Si l’artiste tendait à libérer le paysage de ses limites en l’adjoignant au néant et partant, à l’infini, dans ses premières séries, si elle prolongeait ce mouvement en dépouillant les constructions architecturales de leurs murs, le déploiement de ces volumes au sein du centre d’art ressemble plus à la captation d’un paysage au cœur d’un dispositif dont le regardeur, lui-même prisonnier, devient élément nécessaire à la justification de son existence. Ses repères mis à mal par l’incongruité de lignes qui ne ressemblent à aucune autre, à lui de se mouvoir au sein de ce monde qui brise ses réflexes, son mouvement naturel, rejouant là la lutte intestine d’une nature perturbée par la construction architecturale. La question de la ruine, de la fonctionnalité du plein contre le vide, sous-jacente dans toute l’œuvre de l’artiste se voit ainsi intelligemment mise en pratique et impose la mise en doute de sa propre existence au sein d’un système certes familier mais interdisant toute appropriation.

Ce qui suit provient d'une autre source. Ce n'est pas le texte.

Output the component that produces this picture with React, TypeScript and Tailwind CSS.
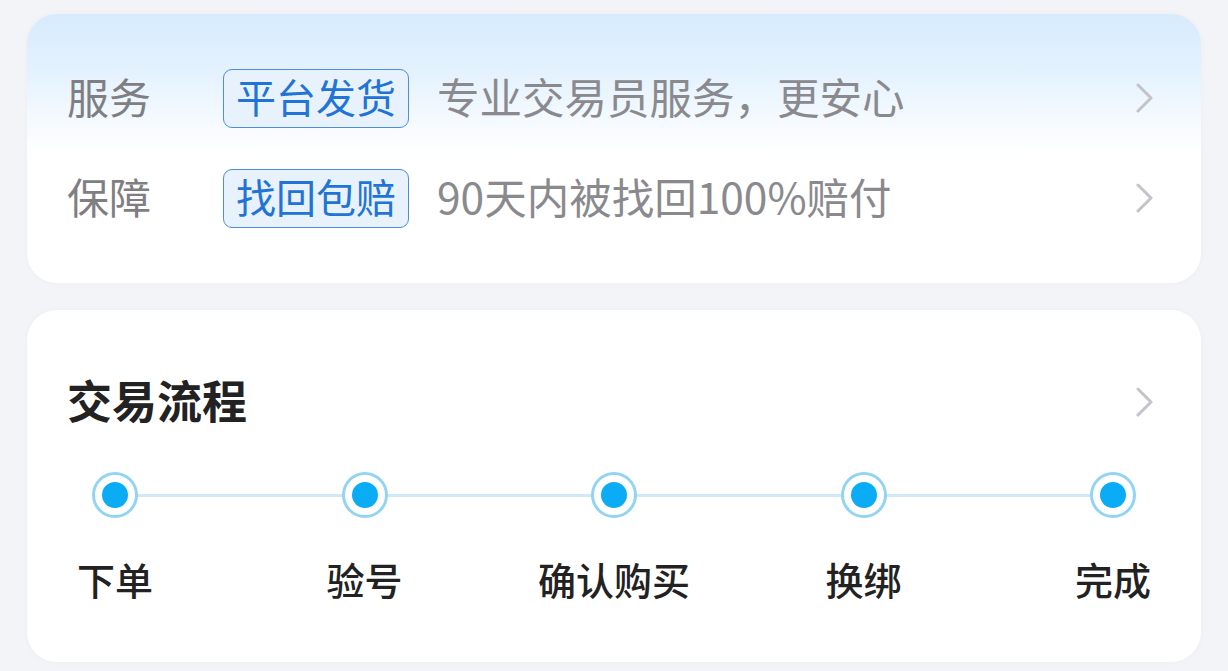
const font = { fontFamily: '"Noto Sans CJK SC", "Noto Sans", sans-serif' };

function Chevron() {
  return (
    <svg width="20" height="30" viewBox="0 0 20 30" className="shrink-0">
      <polyline points="3,2 16,15 3,28" fill="none" stroke="#c3c4c9" strokeWidth="3" strokeLinecap="round" strokeLinejoin="round" />
    </svg>
  );
}

const rows = [
  { label: '服务', tag: '平台发货', desc: '专业交易员服务，更安心' },
  { label: '保障', tag: '找回包赔', desc: '90天内被找回100%赔付' },
];

const steps = ['下单', '验号', '确认购买', '换绑', '完成'];

export default function App() {
  return (
    <div className="h-[671px] w-[1228px] bg-[#f3f4f8] px-[27px] pt-[14px] flex flex-col gap-[27px]" style={font}>
      {/* service card */}
      <div className="rounded-[30px] bg-[linear-gradient(180deg,#d6ebfd_0%,#e4f2fe_22%,#f5faff_40%,#ffffff_52%)] pl-[40px] pr-[46px] pt-[34px] pb-[35px] shadow-[0_0_6px_rgba(0,0,0,0.03)]">
        {rows.map((r) => (
          <div key={r.label} className="h-[100px] flex items-center">
            <div className="w-[156px] text-[42px] leading-none text-[#7f7f83] -mt-[4px]">{r.label}</div>
            <div className="h-[59px] flex items-center px-[12px] rounded-[9px] border-[1.5px] border-[#4b8fdb] bg-[#e7f2fd] text-[40px] leading-none text-[#2174d6]">
              <span className="-mt-[4px]">{r.tag}</span>
            </div>
            <div className="ml-[28px] flex-1 text-[42.5px] leading-none text-[#8a8a8e] -mt-[4px]">{r.desc}</div>
            <Chevron />
          </div>
        ))}
      </div>

      {/* process card */}
      <div className="h-[352px] rounded-[30px] bg-white pl-[40px] pr-[46px] pt-[62px] shadow-[0_0_6px_rgba(0,0,0,0.03)]">
        <div className="h-[60px] flex items-center justify-between">
          <div className="text-[45px] leading-none font-bold text-[#222222] -mt-[5px]">交易流程</div>
          <Chevron />
        </div>
        <div className="relative mt-[40px] ml-[25px] mr-[19px]">
          <div className="absolute left-[23px] right-[23px] top-[22px] h-[3px] bg-[#cfe9f6]" />
          <div className="relative flex justify-between">
            {steps.map((s) => (
              <div key={s} className="w-[46px] flex flex-col items-center">
                <div className="w-[46px] h-[46px] rounded-full border-[3px] border-[#92d4f1] bg-white flex items-center justify-center">
                  <div className="w-[26px] h-[26px] rounded-full bg-[#0bacf6]" />
                </div>
                <div className="mt-[42px] whitespace-nowrap text-[38px] leading-none font-medium text-[#222222]">{s}</div>
              </div>
            ))}
          </div>
        </div>
      </div>
    </div>
  );
}
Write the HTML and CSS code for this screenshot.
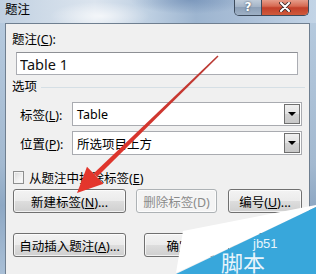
FILE: index.html
```html
<!DOCTYPE html>
<html lang="zh-CN">
<head>
    <meta charset="UTF-8">
    <meta name="viewport" content="width=device-width, initial-scale=1.0">
    <title>题注</title>
    <link rel="stylesheet" href="styles.css">
</head>
<body>
    <div class="window">
        <div class="titlebar">
            <span class="title">题注</span>
            <div class="caption-buttons">
                <span class="cap-btn help">?</span>
                <span class="cap-btn close">
                    <svg width="12" height="10" viewBox="0 0 12 10">
                        <path d="M2 1 L10 9 M10 1 L2 9" stroke="#3a2a2a" stroke-width="3.6" stroke-linecap="round"/>
                        <path d="M2 1 L10 9 M10 1 L2 9" stroke="#fff" stroke-width="2" stroke-linecap="round"/>
                    </svg>
                </span>
            </div>
        </div>

        <div class="client">
            <div class="field-label">题注(<u>C</u>):</div>
            <input type="text" class="caption-input" value="Table 1">

            <!-- 选项 -->
            <div class="group-title">选项</div>

            <div class="combo-row">
                <span class="combo-label">标签(<u>L</u>):</span>
                <div class="combo">
                    <span class="combo-text">Table</span>
                    <span class="combo-arrow"></span>
                </div>
            </div>
            <div class="combo-row second">
                <span class="combo-label">位置(<u>P</u>):</span>
                <div class="combo">
                    <span class="combo-text">所选项目上方</span>
                    <span class="combo-arrow"></span>
                </div>
            </div>

            <div class="check-row">
                <span class="checkbox"></span>
                <span>从题注中排除标签(<u>E</u>)</span>
            </div>

            <div class="btn-row">
                <button class="btn w-wide">新建标签(<u>N</u>)...</button>
                <button class="btn w-mid disabled">删除标签(D)</button>
                <button class="btn w-small">编号(<u>U</u>)...</button>
            </div>
            <div class="btn-row second">
                <button class="btn w-wide">自动插入题注(<u>A</u>)...</button>
                <button class="btn w-ok">确定</button>
                <button class="btn w-small">关闭</button>
            </div>
        </div>

        <!-- arrow and watermark lie over the dialog -->
        <svg class="overlay" width="316" height="274" viewBox="0 0 316 274">
            <defs>
                <linearGradient id="arrowFill" x1="218" y1="56" x2="78" y2="192" gradientUnits="userSpaceOnUse">
                    <stop offset="0" stop-color="#b83a34"/>
                    <stop offset="0.6" stop-color="#d8352d"/>
                    <stop offset="1" stop-color="#e6362c"/>
                </linearGradient>
            </defs>
            <polygon points="218.5,56.5 217.5,55.5 93.8,173.2 97.2,176.8" fill="url(#arrowFill)"/>
            <polygon points="77,193 103.5,183.8 87,166.8" fill="url(#arrowFill)"/>

            <polygon points="183,231 316,205 316,207 176,273" fill="#ffffff"/>
            <polygon points="176,274 316,207 316,274" fill="#38a7db"/>
            <text class="wm-small" x="253" y="248">jb51</text>
            <text class="wm-big" x="221" y="271">脚本</text>
        </svg>
    </div>
</body>
</html>
```

FILE: styles.css
```css
* {
    box-sizing: border-box;
}

html, body {
    margin: 0;
    padding: 0;
    width: 316px;
    height: 274px;
    overflow: hidden;
    font-family: "Noto Sans", "Noto Sans CJK SC", sans-serif;
    font-size: 12.5px;
    color: #000;
}

.window {
    position: relative;
    width: 316px;
    height: 274px;
    background: linear-gradient(180deg, #b8cce0 0%, #a3b9d0 60%, #8ea8c4 75%, #a9bfd6 100%);
}

.titlebar {
    height: 23px;
    display: flex;
    justify-content: space-between;
    align-items: flex-start;
    background:
        radial-gradient(ellipse 50px 14px at 100px 16px, rgba(255, 255, 255, 0.7), rgba(255, 255, 255, 0)),
        radial-gradient(ellipse 60px 14px at 190px 0, rgba(110, 140, 180, 0.7), rgba(110, 140, 180, 0)),
        linear-gradient(90deg, #c0d0e1 0%, #cfdbe8 15%, #dbe4ee 30%, #bccee1 48%, #9db5d0 62%, #a8bdd6 75%, #c3d4e6 100%);
}

.title {
    padding-left: 5px;
    line-height: 20px;
}

.caption-buttons {
    display: flex;
    margin-right: 7px;
    margin-top: -1px;
    border: 1px solid #3d4b5c;
    border-top: none;
    border-radius: 0 0 5px 5px;
    overflow: hidden;
}

.cap-btn {
    height: 16px;
    display: flex;
    justify-content: center;
    align-items: center;
}

.help {
    width: 27px;
    border-right: 1px solid #3d4b5c;
    background: linear-gradient(180deg, #c4d0dd 0%, #a3b3c6 50%, #8c9fb6 51%, #9eb0c5 100%);
    color: #fff;
    font-family: "DejaVu Sans", sans-serif;
    font-weight: bold;
    font-size: 12px;
    text-shadow: 0 0 2px #2c3a4c;
}

.close {
    width: 46px;
    background: linear-gradient(180deg, #e8a593 0%, #d66a52 45%, #c2402a 55%, #d05a3c 100%);
}

.client {
    margin: 0 6px 0 5px;
    height: 251px;
    border: 1px solid #6f7f90;
    border-bottom: none;
    background: #f0f0f0;
    padding-left: 6px;
}

.field-label {
    margin-top: 8px;
    line-height: 16px;
}

.caption-input {
    display: block;
    margin: 4px 0 0 4px;
    width: 282px;
    height: 23px;
    padding: 0 3px;
    border: 1px solid #abadb3;
    border-top-color: #8e9095;
    background: #fff;
    font-family: "Noto Sans", sans-serif;
    font-size: 14.5px;
    color: #111;
    outline: none;
}

/* options section with its separator line */
.group-title {
    margin-top: 4px;
    height: 16px;
    line-height: 16px;
    display: flex;
    align-items: center;
    gap: 4px;
    margin-right: 4px;
}

.group-title::after {
    content: '';
    flex: 1;
    height: 1px;
    background: #d5dfe5;
}

.combo-row {
    margin-top: 7px;
    display: flex;
    align-items: center;
    padding-left: 8px;
}

.combo-row.second {
    margin-top: 5px;
}

.combo-label {
    width: 52px;
}

.combo {
    width: 230px;
    height: 24px;
    border: 1px solid #a9abb0;
    background: #fff;
    display: flex;
    align-items: center;
    justify-content: space-between;
    padding: 1px;
}

.combo-text {
    padding-left: 3px;
}

.combo-arrow {
    width: 16px;
    height: 100%;
    border: 1px solid #6f6f6f;
    background: linear-gradient(180deg, #f0f0f0 0%, #e2e2e2 50%, #d2d2d2 51%, #c8c8c8 100%);
    display: flex;
    justify-content: center;
    align-items: center;
}

.combo-arrow::after {
    content: '';
    border-left: 4px solid transparent;
    border-right: 4px solid transparent;
    border-top: 4px solid #000;
}

.check-row {
    margin-top: 15px;
    height: 14px;
    display: flex;
    align-items: center;
    gap: 5px;
    padding-left: 1px;
}

.checkbox {
    width: 11px;
    height: 13px;
    border: 1px solid #8e8f8f;
    background: linear-gradient(135deg, #d8d8d8 0%, #f2f2f2 60%, #fff 100%);
    box-shadow: inset 0 0 0 1px #f4f4f4;
}

.btn-row {
    margin-top: 5px;
    display: flex;
    padding-left: 1px;
}

.btn-row.second {
    margin-top: 20px;
}

.btn {
    height: 24px;
    padding: 0;
    border: 1px solid #707070;
    border-radius: 3px;
    background: linear-gradient(180deg, #f3f3f3 0%, #ebebeb 50%, #dddddd 51%, #cfcfcf 100%);
    box-shadow: inset 0 0 0 1px rgba(255, 255, 255, 0.7);
    font-family: inherit;
    font-size: 12.5px;
    color: #000;
    text-align: center;
}

.btn.disabled {
    border-color: #adb2b5;
    background: #f4f4f4;
    color: #8a8a8a;
}

.w-wide {
    width: 113px;
}

.w-mid {
    width: 81px;
    margin-left: 10px;
}

.w-small {
    width: 74px;
    margin-left: 11px;
}

.w-ok {
    width: 70px;
    margin-left: 18px;
}

.btn-row.second .w-small {
    margin-left: 14px;
}

.overlay {
    position: absolute;
    top: 0;
    left: 0;
    pointer-events: none;
}

.wm-small {
    font-family: "Liberation Sans", sans-serif;
    font-size: 13px;
    fill: #e9f5fb;
}

.wm-big {
    font-family: "Noto Sans CJK SC", sans-serif;
    font-size: 22px;
    fill: #e9f5fb;
}
```
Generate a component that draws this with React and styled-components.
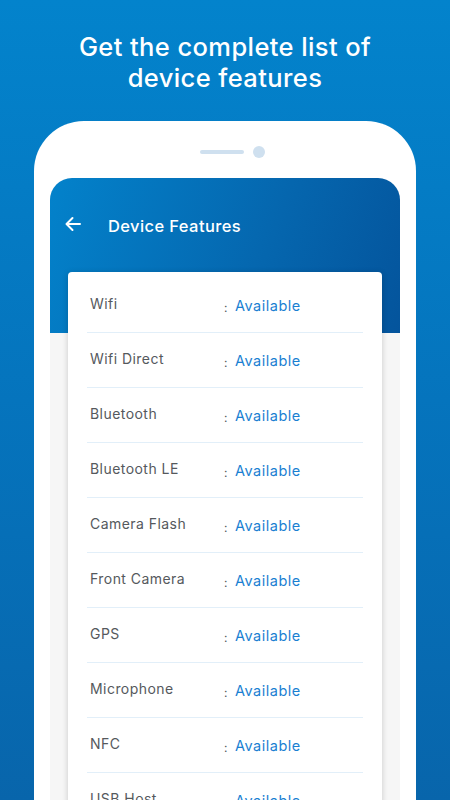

Avec Ultimo and The Clusters, Claire Trotignon a ainsi créé une exposition qui, à l’image de ses œuvres, réveille autant d’impasses délicieuses qu’elle contient de promesses pour des questionnements à venir ; une utopie initiale de représentation du monde qui invente, à mesure qu’elle se développe, un lexique pour lire les lignes d’un nouveau rapport son paysage.